What Cards Deserve To Be Locked?

Outside of Bunt and Kick, using your locks is something that can be very important to success in trading among the other users. Even in Bunt and Kick, which both have quite a bit of locks to use, things can start to get tight if you have been playing for a long time. With only 25 and 30 to use in Huddle and SWCT, I get questions all the time of which cards should be locked, and I wanted to offer a few thoughts on my strategy.


Starting in 2014, the team created the lock feature, which prevented a card from being added to trade offers that werent initiated by the owner of the card. If anyone tried to include the card in any trade, it would give them a message that explained it was not available.

With super limited cards becoming more and more common, locks were a game changing feature that made trading bearable again for the people who had top collections. With only 25 available at first, people quickly found that they needed more than what was there. Eventually more were added to Bunt and Kick, bringing counts high enough that a user could protect their prized cards without having to make a judgement call on which ones to leave in the wind.

SWCT also added more in a way that most people were not expecting, asking for people to buy a pack or a bundle to get another 5 for usage. Not only was this incredibly unpopular, but still far behind where Bunt and Kick were.

Huddle is the only app not to add more locks, and users are growing increasingly frustrated over not being able to lock down cards in an app that produces the lowest count stuff of all four put together.

Advantages of Locks

As with any collectible situations, having protection is a huge deal for high value goods. With so many people out to capitalize on the the situation, locks can serve as a partial safeguard against the “fishers” who send out hundreds of trades looking for people to accidentally accept.

They can also signal to other users in SWCT which characters you are looking for, as many will lock their hoard to showcase that no trades will be available for that character.

Most importantly, it has a convenience aspect as well, especially in receiving unsolicited trade offers through the feed or blind trades. A low count card can attract new users who will offer junk due to lack of knowledge, or experienced users looking to add to their collection. Not everyone is willing to sort through offer after offer on their top stuff – especially in counters for something they need.

Disadvantages of Locks

When a user locks a card, it effectively removes it from circulation. So much so that even blind trades will not show the owner. This is somewhat of an advantage to an owner, as it will prevent people from knowing who to contact for something they want, but it also hides the card from everyone. Some people do not want to remain anonymous, especially if they are proud of their collection.

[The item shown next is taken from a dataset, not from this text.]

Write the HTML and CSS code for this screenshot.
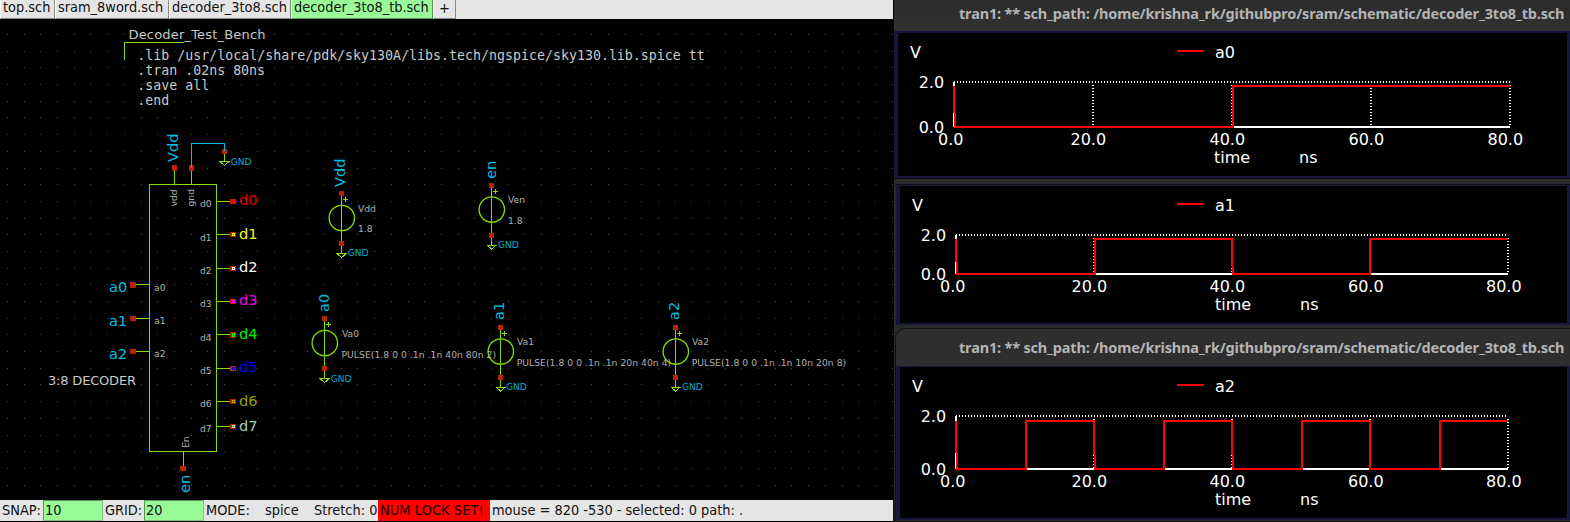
FILE: index.html
```html
<!DOCTYPE html>
<html lang="en">
<head>
<meta charset="utf-8">
<title>decoder_3to8_tb.sch</title>
<link rel="stylesheet" href="styles.css">
</head>
<body>
<div class="desktop">
  <main class="editor">
    <nav class="tabs">
      <div class="tab tab-top">top.sch</div>
      <div class="tab tab-sram">sram_8word.sch</div>
      <div class="tab tab-dec">decoder_3to8.sch</div>
      <div class="tab tab-tb active">decoder_3to8_tb.sch</div>
      <div class="tab tab-add">+</div>
    </nav>
    <svg class="schematic" viewBox="0 19 893 481">
      <defs>
        <g id="source">
          <path class="line" d="M0.5 0V61M4.5 4V9M2 6.5H7"/>
          <circle class="ring" cx="0.8" cy="25" r="12.7"/>
          <path class="line" d="M-4 60.5H5.5L0.5 64.5Z"/>
          <rect class="pin" x="-2" y="-2" width="5" height="5"/>
          <rect class="pin" x="-2" y="48" width="5" height="5"/>
        </g>
      </defs>
      <g id="grid" class="dots"></g>

      <text class="note" x="128.500" y="39" textLength="137">Decoder_Test_Bench</text>
      <path class="line" d="M124.500 60V42.500H184"/>
      <g class="code">
        <text x="137.300" y="60.400" textLength="567.500">.lib /usr/local/share/pdk/sky130A/libs.tech/ngspice/sky130.lib.spice tt</text>
        <text x="137.300" y="75.400">.tran .02ns 80ns</text>
        <text x="137.300" y="90.400">.save all</text>
        <text x="137.300" y="105.400">.end</text>
      </g>

      <!-- decoder symbol -->
      <path class="line" d="M149.500 184.500H216.500V451.500H149.500ZM174.500 168V184M191.500 168V184M183.500 452V468M133 284.500H149M133 318.500H149M133 351.500H149M216 201.500H233M216 234.500H233M216 268.500H233M216 301.500H233M216 334.500H233M216 368.500H233M216 401.500H233M216 426.500H233"/>
      <path class="line" d="M224.500 151V161M220 161.500H229L224.500 165.500Z"/>
      <g class="pin">
        <rect x="172" y="165" width="5" height="6"/><rect x="189" y="165" width="5" height="6"/>
        <rect x="222" y="149" width="5" height="5"/><rect x="180" y="466" width="6" height="5"/>
        <rect x="130" y="282" width="6" height="6"/><rect x="130" y="316" width="6" height="5"/><rect x="130" y="349" width="6" height="5"/>
        <rect x="230" y="199" width="6" height="5"/><rect x="230" y="232" width="6" height="5"/>
        <rect x="230" y="266" width="6" height="5"/><rect x="230" y="299" width="6" height="5"/>
        <rect x="230" y="332" width="6" height="6"/><rect x="230" y="366" width="6" height="5"/>
        <rect x="230" y="399" width="6" height="5"/><rect x="230" y="424" width="6" height="5"/>
      </g>
      <path class="wire" d="M191.500 168V143.500H224.500V151"/>
      <g class="probe">
        <rect class="c0" x="232.500" y="200.500" width="2" height="2"/><rect class="c1" x="232.500" y="233.500" width="2" height="2"/>
        <rect class="c2" x="232.500" y="267.500" width="2" height="2"/><rect class="c3" x="232.500" y="300.500" width="2" height="2"/>
        <rect class="c4" x="232.500" y="333.500" width="2" height="3"/><rect class="c5" x="232.500" y="367.500" width="2" height="2"/>
        <rect class="c6" x="232.500" y="400.500" width="2" height="2"/><rect class="c7" x="232.500" y="425.500" width="2" height="2"/>
      </g>
      <g class="outs">
        <text class="t0" x="239" y="205">d0</text><text class="t1" x="239" y="239">d1</text>
        <text class="t2" x="239" y="272">d2</text><text class="t3" x="239" y="305">d3</text>
        <text class="t4" x="239" y="339">d4</text><text class="t5" x="239" y="372">d5</text>
        <text class="t6" x="239" y="406">d6</text><text class="t7" x="239" y="431">d7</text>
      </g>
      <g class="net">
        <text x="109" y="291.500">a0</text><text x="109" y="326">a1</text><text x="109" y="359">a2</text>
        <text transform="translate(178.300 162) rotate(-90)">Vdd</text>
        <text transform="translate(190 493) rotate(-90)">en</text>
      </g>
      <g class="small">
        <text x="200" y="207">d0</text><text x="200" y="241">d1</text><text x="200" y="274">d2</text><text x="200" y="307">d3</text>
        <text x="200" y="340.500">d4</text><text x="200" y="374">d5</text><text x="200" y="407">d6</text><text x="200" y="432">d7</text>
        <text x="154" y="291">a0</text><text x="154" y="324">a1</text><text x="154" y="357">a2</text>
        <text transform="translate(177 206.500) rotate(-90)">vdd</text>
        <text transform="translate(193.500 206.500) rotate(-90)">gnd</text>
        <text transform="translate(189 448) rotate(-90)">En</text>
      </g>
      <text class="note" x="48" y="384.500" textLength="88">3:8 DECODER</text>

      <!-- voltage sources -->
      <use href="#source" x="341" y="193"/>
      <use href="#source" x="491" y="184.500"/>
      <use href="#source" x="324" y="318"/>
      <use href="#source" x="500" y="326.500"/>
      <use href="#source" x="675" y="326.500"/>
      <g class="net">
        <text transform="translate(345 187) rotate(-90)">Vdd</text>
        <text transform="translate(496 179) rotate(-90)">en</text>
        <text transform="translate(329 312) rotate(-90)">a0</text>
        <text transform="translate(504 320) rotate(-90)">a1</text>
        <text transform="translate(679 320) rotate(-90)">a2</text>
      </g>
      <g class="gnd">
        <text x="230.700" y="165">GND</text><text x="347.700" y="256">GND</text><text x="498" y="248">GND</text>
        <text x="330.700" y="382">GND</text><text x="506" y="390">GND</text><text x="682" y="390">GND</text>
      </g>
      <g class="small">
        <text x="358" y="212">Vdd</text><text x="358" y="232">1.8</text>
        <text x="508" y="203">Ven</text><text x="508" y="224">1.8</text>
        <text x="342" y="337">Va0</text><text x="341.500" y="358" textLength="154.500">PULSE(1.8 0 0 .1n .1n 40n 80n 2)</text>
        <text x="517" y="345">Va1</text><text x="516.700" y="366" textLength="154.500">PULSE(1.8 0 0 .1n .1n 20n 40n 4)</text>
        <text x="692" y="345">Va2</text><text x="691.700" y="366" textLength="154.500">PULSE(1.8 0 0 .1n .1n 10n 20n 8)</text>
      </g>
    </svg>
    <footer class="status">
      <span class="cell snap">SNAP:</span><span class="cell field">10</span>
      <span class="cell grid">GRID:</span><span class="cell field">20</span>
      <span class="cell mode">MODE:</span><span class="cell sim">spice</span>
      <span class="cell stretch">Stretch: 0</span><span class="cell alert">NUM LOCK SET!</span>
      <span class="cell mouse">mouse = 820 -530 - selected: 0 path: .</span>
    </footer>
  </main>

  <aside class="plots">
    <section class="window w0">
      <svg class="title" viewBox="894 0 676 31"><text x="959" y="19" textLength="605.500">tran1: ** sch_path: /home/krishna_rk/githubpro/sram/schematic/decoder_3to8_tb.sch</text></svg>
      <div class="frame">
        <svg class="plot" viewBox="898 33 669 143">
          <path class="axis" d="M954 82V127M954 127H1510"/>
          <path class="tick" d="M954 82H1510M1093 85V127M1232 85V127M1371 85V127M1510 85V127"/>
          <path class="trace" d="M1177 51H1204M954 86V113M955 113V127H1233V86H1510"/>
          <text x="910" y="58">V</text><text x="1215" y="58">a0</text>
          <text x="918.700" y="88">2.0</text><text x="918.700" y="133">0.0</text>
          <text x="938" y="145">0.0</text><text x="1070.500" y="145">20.0</text><text x="1209.500" y="145">40.0</text><text x="1348.500" y="145">60.0</text><text x="1487.500" y="145">80.0</text>
          <text x="1214" y="163">time</text><text x="1299" y="163">ns</text>
        </svg>
      </div>
    </section>
    <section class="window w1">
      <div class="frame">
        <svg class="plot" viewBox="900 186 667 137">
          <path class="axis" d="M956 235V274M956 274H1508"/>
          <path class="tick" d="M956 235H1508M1094 238V274M1232 238V274M1370 238V274M1508 238V274"/>
          <path class="trace" d="M1177 204H1204M956 239V262M957 262V274H1095V239H1232V266M1233 266V274H1370V239H1508"/>
          <text x="912" y="211">V</text><text x="1215" y="211">a1</text>
          <text x="920.700" y="241">2.0</text><text x="920.700" y="280">0.0</text>
          <text x="940" y="292">0.0</text><text x="1071.500" y="292">20.0</text><text x="1209.500" y="292">40.0</text><text x="1348" y="292">60.0</text><text x="1486" y="292">80.0</text>
          <text x="1215" y="310">time</text><text x="1300" y="310">ns</text>
        </svg>
      </div>
    </section>
    <section class="window w2">
      <svg class="title" viewBox="896 329 674 37"><text x="959" y="353" textLength="605.500">tran1: ** sch_path: /home/krishna_rk/githubpro/sram/schematic/decoder_3to8_tb.sch</text></svg>
      <div class="frame">
        <svg class="plot" viewBox="900 367 667 151">
          <path class="axis" d="M956 416V469M956 469H1508"/>
          <path class="tick" d="M956 416H1508M1094 419V469M1232 419V469M1370 419V469M1508 419V469"/>
          <path class="trace" d="M1177 385H1204M956 421V453M957 453V469H1026V421H1094V455M1095 455V469H1164V421H1232V455M1233 455V469H1302V421H1370V469H1440V421H1508"/>
          <text x="912" y="392">V</text><text x="1215" y="392">a2</text>
          <text x="920.700" y="422">2.0</text><text x="920.700" y="475">0.0</text>
          <text x="940" y="487">0.0</text><text x="1071.500" y="487">20.0</text><text x="1209.500" y="487">40.0</text><text x="1348" y="487">60.0</text><text x="1486" y="487">80.0</text>
          <text x="1215" y="505">time</text><text x="1300" y="505">ns</text>
        </svg>
      </div>
    </section>
  </aside>
</div>
<script src="grid.js"></script>
</body>
</html>
```
FILE: grid.js
```js
// Draws the snap-grid dots of the schematic canvas.
var step = 16.69;
var d = '';
for (var j = 0; j < 28; j++) {
  for (var i = 0; i < 54; i++) {
    d += 'M' + Math.round(7 + i * step) + ' ' + Math.round(34 + j * step) + 'h1v1h-1z';
  }
}
var dots = document.createElementNS('http://www.w3.org/2000/svg', 'path');
dots.setAttribute('d', d);
document.getElementById('grid').appendChild(dots);
```
FILE: styles.css
```css
* { box-sizing: border-box; }
body { margin: 0; background: #000; overflow: hidden; font-family: "DejaVu Sans", sans-serif; }
.desktop { display: flex; width: 1570px; height: 522px; background: #000; }
svg { display: block; }
svg text { white-space: pre; }

.editor { display: flex; flex-direction: column; width: 893px; height: 521px; }
.tabs, .status {
  display: flex;
  flex: none;
  background: #e5e5e5;
  color: #111;
  font-family: "DejaVu Sans Condensed", "DejaVu Sans", sans-serif;
  font-stretch: condensed;
  font-size: 14.4px;
  white-space: nowrap;
}
.tabs { height: 19px; }
.tab {
  height: 19px;
  padding-left: 2px;
  line-height: 15px;
  border-left: 1px solid #fff;
  border-right: 1px solid #888;
  border-bottom: 1px solid #888;
}
.tab-top { width: 55px; }
.tab-sram { width: 114px; }
.tab-dec { width: 122px; }
.tab-tb { width: 142px; }
.tab-add { width: 23px; padding-left: 5px; line-height: 17px; }
.tab.active { background: #98fb98; border-color: #5b975b; border-left-color: #c8ffc8; }

.schematic { width: 893px; height: 481px; flex: none; }
.dots { fill: #505050; shape-rendering: crispEdges; }
.line { fill: none; stroke: #88dd00; stroke-width: 1; shape-rendering: crispEdges; }
.ring { fill: none; stroke: #88dd00; stroke-width: 1.3; }
.wire { fill: none; stroke: #00bbdd; stroke-width: 1; shape-rendering: crispEdges; }
.pin { fill: #bb2200; shape-rendering: crispEdges; }
.note { fill: #c8c8c8; font-size: 13px; }
.code { fill: #c8c8c8; font-family: "DejaVu Sans Mono", monospace; font-size: 13.28px; }
.net { fill: #00bfe2; font-size: 14.6px; }
.outs { font-size: 14.6px; }
.small { fill: #b0b0b0; font-size: 9.2px; }
.gnd { fill: #00aecf; font-size: 9.1px; }
.probe { fill: none; stroke-width: 1; shape-rendering: crispEdges; }
.probe .c0 { stroke: #f00; fill: #f00; }
.c1 { stroke: #ff0; }
.c2 { stroke: #fff; }
.c3 { stroke: #f0f; }
.c4 { stroke: #0f0; }
.c5 { stroke: #00f; }
.c6 { stroke: #aaaa00; }
.c7 { stroke: #bbddbb; }
.t0 { fill: #e60000; }
.t1 { fill: #f8f800; }
.t2 { fill: #fafafa; }
.t3 { fill: #f000f0; }
.t4 { fill: #00f000; }
.t5 { fill: #0000ee; }
.t6 { fill: #999900; }
.t7 { fill: #a8cca8; }

.status { height: 21px; line-height: 20px; }
.cell { height: 21px; flex: none; }
.snap { width: 43px; padding-left: 2px; }
.field { width: 60px; padding-left: 1px; background: #98fb98; border: 1px solid #7cc77c; border-top-color: #5b975b; border-left-color: #5b975b; line-height: 18px; }
.grid { width: 41px; padding-left: 2px; }
.mode { width: 60px; padding-left: 2px; }
.sim { width: 50px; padding-left: 1px; }
.stretch { width: 64px; }
.alert { width: 112px; padding-left: 2px; background: #f00; color: #200; letter-spacing: 0.1px; }
.mouse { padding-left: 2px; }

.plots {
  display: flex;
  flex-direction: column;
  width: 676px;
  height: 522px;
  margin-left: 1px;
  background: #2a2a2a;
}
.window { flex: none; border-bottom: 1px solid #0c0c0c; }
.title { width: 100%; }
.title text { fill: #b4b4b4; font: bold 14.5px "Noto Sans", "Open Sans", sans-serif; }
.frame { border: solid #16163f; background: #000; }
.plot { width: 100%; height: 100%; }
.plot text { fill: #fff; font-size: 16px; }
.w0 { height: 179px; background: linear-gradient(#2b2b2b, #303030 24px, #2c2c2c); }
.w0 .title { height: 31px; }
.w0 .frame { height: 147px; border-width: 2px 3px 2px 4px; }
.w1 { height: 141px; margin: 5px 0 0 2px; border-top: 1px solid #111; }
.w1 .frame { height: 140px; border-width: 1px 3px 2px 4px; }
.w2 { height: 194px; margin: 3px 0 0 1px; border: 1px solid #101010; border-right: 0; border-radius: 10px 0 0 0; background: #2e2e2e; }
.w2 .title { height: 37px; }
.w2 .frame { height: 154px; border-width: 1px 3px 2px 4px; }
.axis { fill: none; stroke: #fff; stroke-width: 2; shape-rendering: crispEdges; }
.tick { fill: none; stroke: #fff; stroke-width: 2; stroke-dasharray: 1 2; shape-rendering: crispEdges; }
.trace { fill: none; stroke: #f00; stroke-width: 2; shape-rendering: crispEdges; }
```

Taking cards out of circulation can put strain on the economy for a certain card – especially if it is limited in availability or new. The cards where this is a problem are few in number, so I am not even sure if this is a big enough deal to mention.

Similarly, it can be discouraging to new users, who see that they are far behind from the get go, and cant even try to pick up the cards they joined the app to get. Again, this is a minor consideration, but it is what it is.

I want to say, adding locks to the game just cant be seen as a bad thing, especially with how many people get robbed of great stuff because of scams. All consequences are minor, compared to the major consequences of not having locks to use.

What Cards Should You Lock?

If you cant bear to lose a card, lock it. That’s my rule. If there are few to no offers that would ever entice you, dont leave a card out there. This mentality should be applied when weeding out lesser cards when all locks are used up, almost prioritizing the ones you cant bear to lose.

Similarly, if a card gets a lot of attention you dont want, using a precious lock could save you the hassle of all the offers from people who will harass you. Things like low count cards and 1/1s fall into this bucket, because your name WILL show up on blind trade offers no matter what. A lock will prevent that.

In SWCT, I mentioned that it is customary to lock your hoard card both as a signal and as a convenient way to avoid other hoarders from trying to raid your stash. If people see you hoard Luke Skywalker, they are more likely to offer their hoard for yours based on seeing that indicator.

What Cards Shouldnt You Lock?

Cards you would move for the right offer might be best to leave unlocked. I cant even count the number of great blind trades I have received out of the blue for a card I wasnt enamored with. You never know when the overpay is going to come, and locking a card you might move will prevent those good offers. Bad offers will come too, but that’s a risk I can deal with.

Similarly, locking base cards in the sports app is probably not a good idea, as the unlimited count and ease to acquire will make the lock worthless. Locking untradeable cards falls under the same circumstances, as there is no reason to lock a card you cant trade.

Prioritizing Locks

Here are the criteria I usually think about when I get something in I have to lock, but have none available. Everyone’s criteria is different, which means its in your best interest to think about how your list shakes out.

  • Team/Player
  • Card Count
  • Demand
  • Card type
  • Visibility on the main sheet

Right now, I have all my locks used on Huddle and SWCT, but Bunt I have a number left to use. With few low count cards released on Bunt that I own, its easier to prioritize. My collection focus is small, so that gives me a lot of room to maneuver.

We can all hope that Huddle and SWCT catch up with the trend set by Bunt and Kick, as I feel it would be welcome across the spectrum. Locks are a luxury that shouldnt need to be a luxury, a feature that should almost be unlimited.  One can only hope.